> [Task description]
Read the listing and extract each line that includes the word "styles".

> [Dataset excerpts]
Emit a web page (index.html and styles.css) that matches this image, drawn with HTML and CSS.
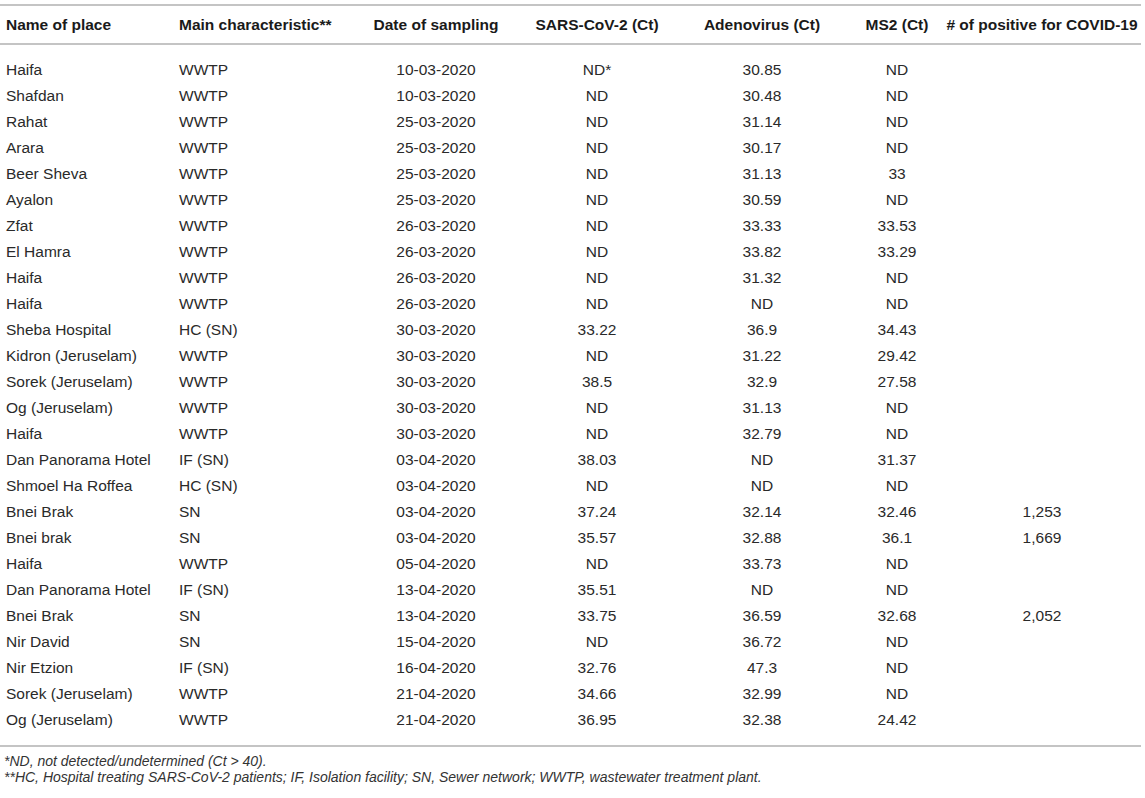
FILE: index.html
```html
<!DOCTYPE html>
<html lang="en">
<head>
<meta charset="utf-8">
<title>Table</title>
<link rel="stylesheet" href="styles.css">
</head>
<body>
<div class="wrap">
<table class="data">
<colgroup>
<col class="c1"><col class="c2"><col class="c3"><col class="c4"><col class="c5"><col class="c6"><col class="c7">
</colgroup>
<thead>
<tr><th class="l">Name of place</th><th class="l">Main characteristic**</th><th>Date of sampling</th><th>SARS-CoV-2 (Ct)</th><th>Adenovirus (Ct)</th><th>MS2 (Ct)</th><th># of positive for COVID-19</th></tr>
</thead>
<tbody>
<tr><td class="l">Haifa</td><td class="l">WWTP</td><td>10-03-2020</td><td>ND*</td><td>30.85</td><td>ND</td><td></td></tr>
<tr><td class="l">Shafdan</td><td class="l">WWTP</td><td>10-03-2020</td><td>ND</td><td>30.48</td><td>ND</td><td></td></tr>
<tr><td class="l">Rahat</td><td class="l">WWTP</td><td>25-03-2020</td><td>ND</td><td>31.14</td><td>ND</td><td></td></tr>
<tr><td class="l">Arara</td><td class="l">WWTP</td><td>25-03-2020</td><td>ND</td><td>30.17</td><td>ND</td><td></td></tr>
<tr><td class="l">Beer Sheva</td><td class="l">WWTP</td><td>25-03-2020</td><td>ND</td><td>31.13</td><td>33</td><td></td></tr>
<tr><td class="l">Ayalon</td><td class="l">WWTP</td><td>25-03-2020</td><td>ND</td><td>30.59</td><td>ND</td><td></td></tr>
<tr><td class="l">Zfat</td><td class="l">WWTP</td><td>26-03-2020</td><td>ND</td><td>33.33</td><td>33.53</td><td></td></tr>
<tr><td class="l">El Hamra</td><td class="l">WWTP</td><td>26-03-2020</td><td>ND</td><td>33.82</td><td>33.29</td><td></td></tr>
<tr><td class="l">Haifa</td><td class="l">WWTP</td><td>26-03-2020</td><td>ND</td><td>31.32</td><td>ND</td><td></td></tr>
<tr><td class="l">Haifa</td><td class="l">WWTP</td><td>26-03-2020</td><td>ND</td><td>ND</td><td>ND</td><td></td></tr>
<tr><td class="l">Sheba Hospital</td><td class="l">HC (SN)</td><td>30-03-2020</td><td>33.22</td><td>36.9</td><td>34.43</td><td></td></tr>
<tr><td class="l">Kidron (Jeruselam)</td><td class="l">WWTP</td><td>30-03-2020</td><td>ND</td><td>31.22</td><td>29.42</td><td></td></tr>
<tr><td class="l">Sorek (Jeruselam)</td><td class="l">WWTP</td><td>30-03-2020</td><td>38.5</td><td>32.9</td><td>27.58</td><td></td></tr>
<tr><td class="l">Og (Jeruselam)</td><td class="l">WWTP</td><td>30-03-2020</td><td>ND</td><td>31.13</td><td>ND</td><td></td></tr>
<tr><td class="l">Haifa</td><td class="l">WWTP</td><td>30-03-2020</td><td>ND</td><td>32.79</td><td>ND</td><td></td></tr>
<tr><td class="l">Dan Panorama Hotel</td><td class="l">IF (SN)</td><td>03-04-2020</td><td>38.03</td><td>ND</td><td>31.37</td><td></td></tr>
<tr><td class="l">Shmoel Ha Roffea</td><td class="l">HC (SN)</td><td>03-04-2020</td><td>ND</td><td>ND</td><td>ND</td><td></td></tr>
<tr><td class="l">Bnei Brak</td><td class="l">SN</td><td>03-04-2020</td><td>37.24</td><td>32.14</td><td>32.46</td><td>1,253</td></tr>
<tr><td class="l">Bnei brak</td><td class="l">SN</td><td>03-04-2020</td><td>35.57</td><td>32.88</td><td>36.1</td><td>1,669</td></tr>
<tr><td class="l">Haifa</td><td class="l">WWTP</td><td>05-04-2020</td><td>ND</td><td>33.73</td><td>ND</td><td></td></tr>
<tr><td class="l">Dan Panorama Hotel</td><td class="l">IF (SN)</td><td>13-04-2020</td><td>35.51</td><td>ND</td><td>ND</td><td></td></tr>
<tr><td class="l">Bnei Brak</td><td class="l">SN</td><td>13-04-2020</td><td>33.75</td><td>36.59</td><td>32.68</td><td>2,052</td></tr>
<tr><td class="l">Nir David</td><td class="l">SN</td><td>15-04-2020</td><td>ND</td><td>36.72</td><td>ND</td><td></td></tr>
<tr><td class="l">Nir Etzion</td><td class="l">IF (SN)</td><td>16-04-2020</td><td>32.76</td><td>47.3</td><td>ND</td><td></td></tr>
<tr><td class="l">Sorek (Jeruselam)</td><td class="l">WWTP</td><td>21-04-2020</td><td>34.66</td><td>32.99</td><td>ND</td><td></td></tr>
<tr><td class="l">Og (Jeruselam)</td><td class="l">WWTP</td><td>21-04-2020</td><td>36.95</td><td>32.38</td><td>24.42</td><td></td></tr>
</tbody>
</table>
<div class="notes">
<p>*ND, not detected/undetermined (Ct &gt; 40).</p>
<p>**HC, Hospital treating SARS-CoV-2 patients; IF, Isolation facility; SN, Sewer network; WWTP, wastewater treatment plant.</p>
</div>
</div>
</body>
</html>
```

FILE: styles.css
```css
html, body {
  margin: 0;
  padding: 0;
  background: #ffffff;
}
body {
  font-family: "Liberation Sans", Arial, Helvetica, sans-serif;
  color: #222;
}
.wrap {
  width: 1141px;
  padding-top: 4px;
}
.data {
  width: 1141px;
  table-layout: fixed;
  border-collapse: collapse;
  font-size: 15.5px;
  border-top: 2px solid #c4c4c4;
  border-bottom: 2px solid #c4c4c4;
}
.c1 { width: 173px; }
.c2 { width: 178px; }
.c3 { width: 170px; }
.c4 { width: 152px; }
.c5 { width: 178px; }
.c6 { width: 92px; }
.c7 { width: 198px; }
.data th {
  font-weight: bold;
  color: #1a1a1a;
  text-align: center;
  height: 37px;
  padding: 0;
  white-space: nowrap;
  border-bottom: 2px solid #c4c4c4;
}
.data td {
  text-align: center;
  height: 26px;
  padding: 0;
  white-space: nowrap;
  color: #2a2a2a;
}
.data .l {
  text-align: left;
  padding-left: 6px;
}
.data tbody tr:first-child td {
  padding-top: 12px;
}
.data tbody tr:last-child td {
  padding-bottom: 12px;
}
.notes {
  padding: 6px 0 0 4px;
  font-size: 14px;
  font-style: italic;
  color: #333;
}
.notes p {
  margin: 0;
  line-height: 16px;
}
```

---

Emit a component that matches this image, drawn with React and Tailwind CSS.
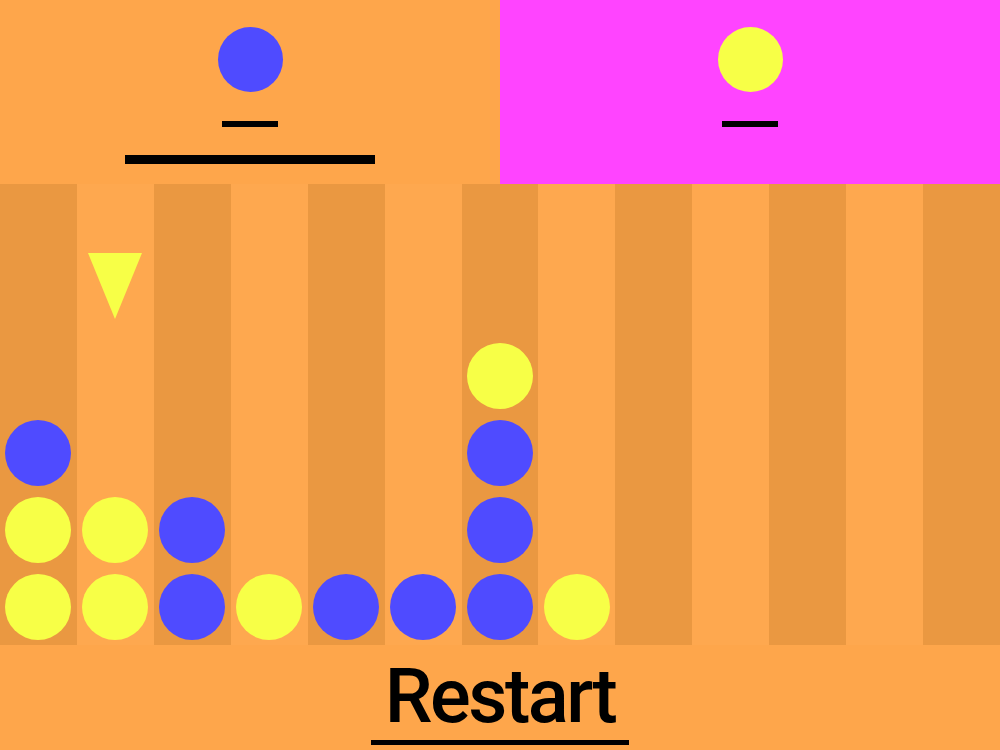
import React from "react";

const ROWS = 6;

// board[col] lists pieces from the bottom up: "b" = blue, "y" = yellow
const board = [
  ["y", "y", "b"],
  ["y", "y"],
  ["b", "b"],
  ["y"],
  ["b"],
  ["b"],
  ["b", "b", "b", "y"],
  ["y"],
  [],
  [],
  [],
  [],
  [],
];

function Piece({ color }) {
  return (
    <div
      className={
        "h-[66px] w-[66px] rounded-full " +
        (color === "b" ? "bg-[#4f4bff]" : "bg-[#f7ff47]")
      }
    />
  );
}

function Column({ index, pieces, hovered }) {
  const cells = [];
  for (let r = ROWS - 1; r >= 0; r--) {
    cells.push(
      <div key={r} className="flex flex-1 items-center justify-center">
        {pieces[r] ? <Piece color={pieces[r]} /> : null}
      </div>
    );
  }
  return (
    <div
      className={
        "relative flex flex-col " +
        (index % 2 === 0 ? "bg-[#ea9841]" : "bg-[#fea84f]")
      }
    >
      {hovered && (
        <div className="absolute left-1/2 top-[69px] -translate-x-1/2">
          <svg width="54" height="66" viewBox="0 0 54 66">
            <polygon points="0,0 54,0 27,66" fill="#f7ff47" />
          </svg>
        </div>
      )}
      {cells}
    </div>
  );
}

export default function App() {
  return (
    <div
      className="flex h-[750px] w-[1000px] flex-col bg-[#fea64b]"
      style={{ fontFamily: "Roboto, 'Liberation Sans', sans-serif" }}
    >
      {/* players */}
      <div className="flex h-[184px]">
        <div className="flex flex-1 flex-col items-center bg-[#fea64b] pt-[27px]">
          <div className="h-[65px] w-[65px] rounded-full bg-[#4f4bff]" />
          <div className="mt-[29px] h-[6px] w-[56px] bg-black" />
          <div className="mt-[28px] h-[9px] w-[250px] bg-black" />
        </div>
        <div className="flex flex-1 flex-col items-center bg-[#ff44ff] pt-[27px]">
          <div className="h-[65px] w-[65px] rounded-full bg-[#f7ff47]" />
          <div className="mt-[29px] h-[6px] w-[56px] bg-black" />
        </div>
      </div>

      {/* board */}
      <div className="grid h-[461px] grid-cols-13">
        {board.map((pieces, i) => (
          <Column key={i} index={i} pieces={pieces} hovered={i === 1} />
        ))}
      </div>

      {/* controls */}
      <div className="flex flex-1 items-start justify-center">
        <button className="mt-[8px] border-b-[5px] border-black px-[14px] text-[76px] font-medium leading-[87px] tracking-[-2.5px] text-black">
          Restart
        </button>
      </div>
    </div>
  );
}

...

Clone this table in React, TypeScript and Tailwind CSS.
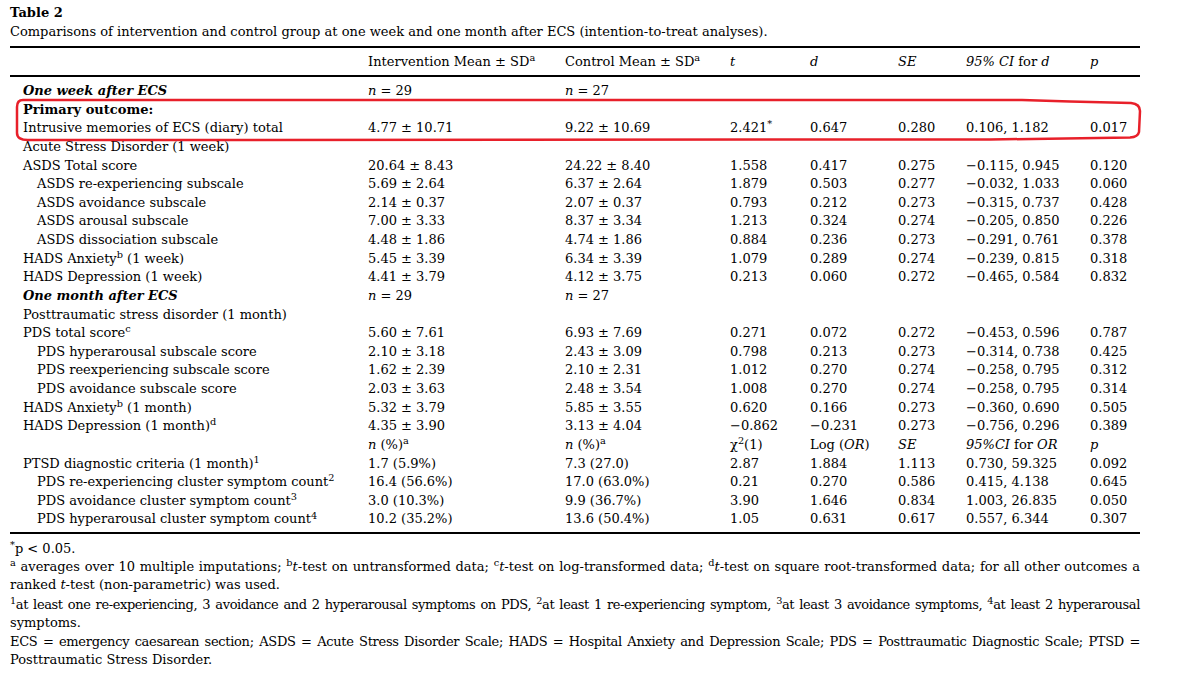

> [The output]
Emit a web page (index.html and styles.css) that matches this image, drawn with HTML and CSS.
<link rel="stylesheet" href="styles.css">
FILE: styles.css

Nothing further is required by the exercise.